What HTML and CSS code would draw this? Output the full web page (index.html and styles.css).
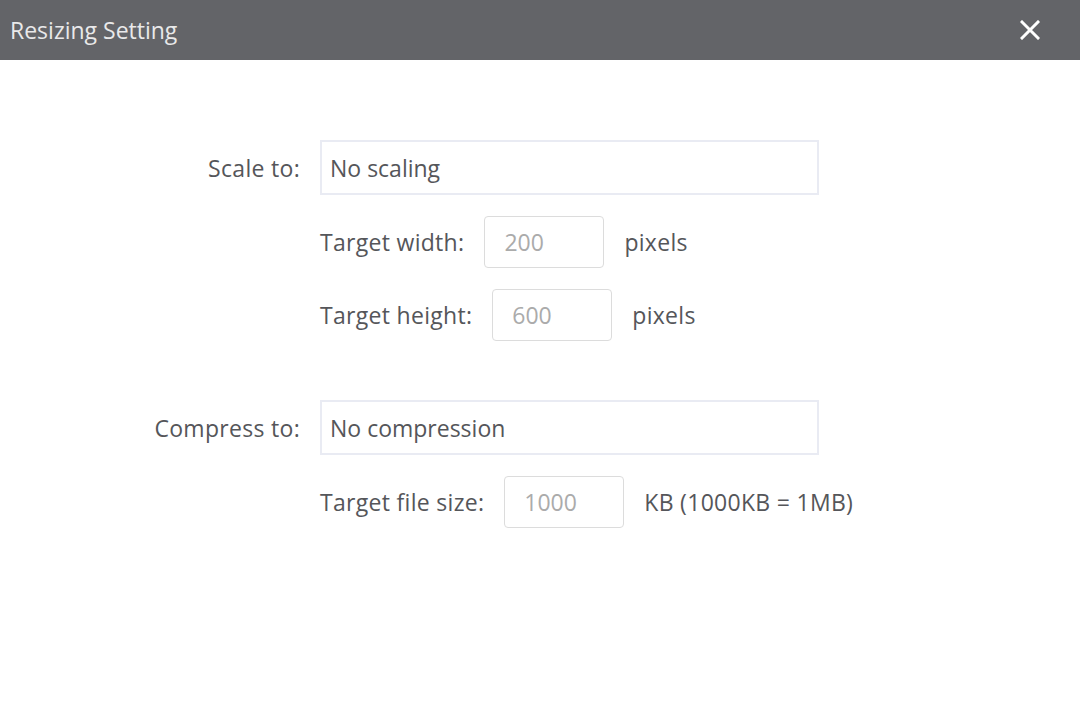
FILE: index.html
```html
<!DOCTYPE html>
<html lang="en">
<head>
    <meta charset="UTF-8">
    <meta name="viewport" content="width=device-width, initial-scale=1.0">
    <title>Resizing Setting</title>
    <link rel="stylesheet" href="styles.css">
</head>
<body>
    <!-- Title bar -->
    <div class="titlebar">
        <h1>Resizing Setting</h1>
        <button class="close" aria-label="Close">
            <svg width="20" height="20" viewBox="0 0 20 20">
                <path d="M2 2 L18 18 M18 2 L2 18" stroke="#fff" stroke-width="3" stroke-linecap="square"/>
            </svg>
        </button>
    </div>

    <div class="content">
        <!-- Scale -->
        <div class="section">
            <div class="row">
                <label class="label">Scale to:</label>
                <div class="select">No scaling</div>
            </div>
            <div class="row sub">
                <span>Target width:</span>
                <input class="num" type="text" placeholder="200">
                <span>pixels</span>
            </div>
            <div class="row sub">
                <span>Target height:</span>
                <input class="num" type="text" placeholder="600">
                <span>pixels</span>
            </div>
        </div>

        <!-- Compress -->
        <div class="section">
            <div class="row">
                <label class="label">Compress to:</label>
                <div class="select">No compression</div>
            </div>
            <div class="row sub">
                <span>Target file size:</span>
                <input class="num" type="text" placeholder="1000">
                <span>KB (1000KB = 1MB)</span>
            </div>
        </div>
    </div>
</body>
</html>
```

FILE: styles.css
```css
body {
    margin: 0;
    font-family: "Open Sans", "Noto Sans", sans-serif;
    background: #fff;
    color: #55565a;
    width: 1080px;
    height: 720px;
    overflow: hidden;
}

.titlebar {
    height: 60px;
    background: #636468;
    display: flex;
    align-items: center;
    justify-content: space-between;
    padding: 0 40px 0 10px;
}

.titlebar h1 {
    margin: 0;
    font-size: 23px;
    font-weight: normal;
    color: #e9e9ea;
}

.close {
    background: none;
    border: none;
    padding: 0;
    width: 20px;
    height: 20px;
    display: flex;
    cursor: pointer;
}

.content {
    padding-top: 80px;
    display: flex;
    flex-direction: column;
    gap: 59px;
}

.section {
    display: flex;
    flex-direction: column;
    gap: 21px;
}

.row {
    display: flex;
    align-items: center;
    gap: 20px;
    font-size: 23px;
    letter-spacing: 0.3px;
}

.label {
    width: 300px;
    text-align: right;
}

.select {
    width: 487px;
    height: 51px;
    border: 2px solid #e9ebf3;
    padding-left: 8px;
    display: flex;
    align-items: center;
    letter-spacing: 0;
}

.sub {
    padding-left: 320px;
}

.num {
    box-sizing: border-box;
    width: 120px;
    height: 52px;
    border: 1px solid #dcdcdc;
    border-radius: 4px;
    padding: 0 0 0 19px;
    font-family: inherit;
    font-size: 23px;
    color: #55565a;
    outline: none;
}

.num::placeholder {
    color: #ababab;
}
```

◆ ◆ ◆

Written exercise: Leaving the pictures aside, transcribe the entire listing exactly.

The output:
What HTML and CSS code would draw this? Output the full web page (index.html and styles.css).
FILE: index.html
```html
<!DOCTYPE html>
<html lang="en">
<head>
    <meta charset="UTF-8">
    <meta name="viewport" content="width=device-width, initial-scale=1.0">
    <title>Resizing Setting</title>
    <link rel="stylesheet" href="styles.css">
</head>
<body>
    <!-- Title bar -->
    <div class="titlebar">
        <h1>Resizing Setting</h1>
        <button class="close" aria-label="Close">
            <svg width="20" height="20" viewBox="0 0 20 20">
                <path d="M2 2 L18 18 M18 2 L2 18" stroke="#fff" stroke-width="3" stroke-linecap="square"/>
            </svg>
        </button>
    </div>

    <div class="content">
        <!-- Scale -->
        <div class="section">
            <div class="row">
                <label class="label">Scale to:</label>
                <div class="select">No scaling</div>
            </div>
            <div class="row sub">
                <span>Target width:</span>
                <input class="num" type="text" placeholder="200">
                <span>pixels</span>
            </div>
            <div class="row sub">
                <span>Target height:</span>
                <input class="num" type="text" placeholder="600">
                <span>pixels</span>
            </div>
        </div>

        <!-- Compress -->
        <div class="section">
            <div class="row">
                <label class="label">Compress to:</label>
                <div class="select">No compression</div>
            </div>
            <div class="row sub">
                <span>Target file size:</span>
                <input class="num" type="text" placeholder="1000">
                <span>KB (1000KB = 1MB)</span>
            </div>
        </div>
    </div>
</body>
</html>
```

FILE: styles.css
```css
body {
    margin: 0;
    font-family: "Open Sans", "Noto Sans", sans-serif;
    background: #fff;
    color: #55565a;
    width: 1080px;
    height: 720px;
    overflow: hidden;
}

.titlebar {
    height: 60px;
    background: #636468;
    display: flex;
    align-items: center;
    justify-content: space-between;
    padding: 0 40px 0 10px;
}

.titlebar h1 {
    margin: 0;
    font-size: 23px;
    font-weight: normal;
    color: #e9e9ea;
}

.close {
    background: none;
    border: none;
    padding: 0;
    width: 20px;
    height: 20px;
    display: flex;
    cursor: pointer;
}

.content {
    padding-top: 80px;
    display: flex;
    flex-direction: column;
    gap: 59px;
}

.section {
    display: flex;
    flex-direction: column;
    gap: 21px;
}

.row {
    display: flex;
    align-items: center;
    gap: 20px;
    font-size: 23px;
    letter-spacing: 0.3px;
}

.label {
    width: 300px;
    text-align: right;
}

.select {
    width: 487px;
    height: 51px;
    border: 2px solid #e9ebf3;
    padding-left: 8px;
    display: flex;
    align-items: center;
    letter-spacing: 0;
}

.sub {
    padding-left: 320px;
}

.num {
    box-sizing: border-box;
    width: 120px;
    height: 52px;
    border: 1px solid #dcdcdc;
    border-radius: 4px;
    padding: 0 0 0 19px;
    font-family: inherit;
    font-size: 23px;
    color: #55565a;
    outline: none;
}

.num::placeholder {
    color: #ababab;
}
```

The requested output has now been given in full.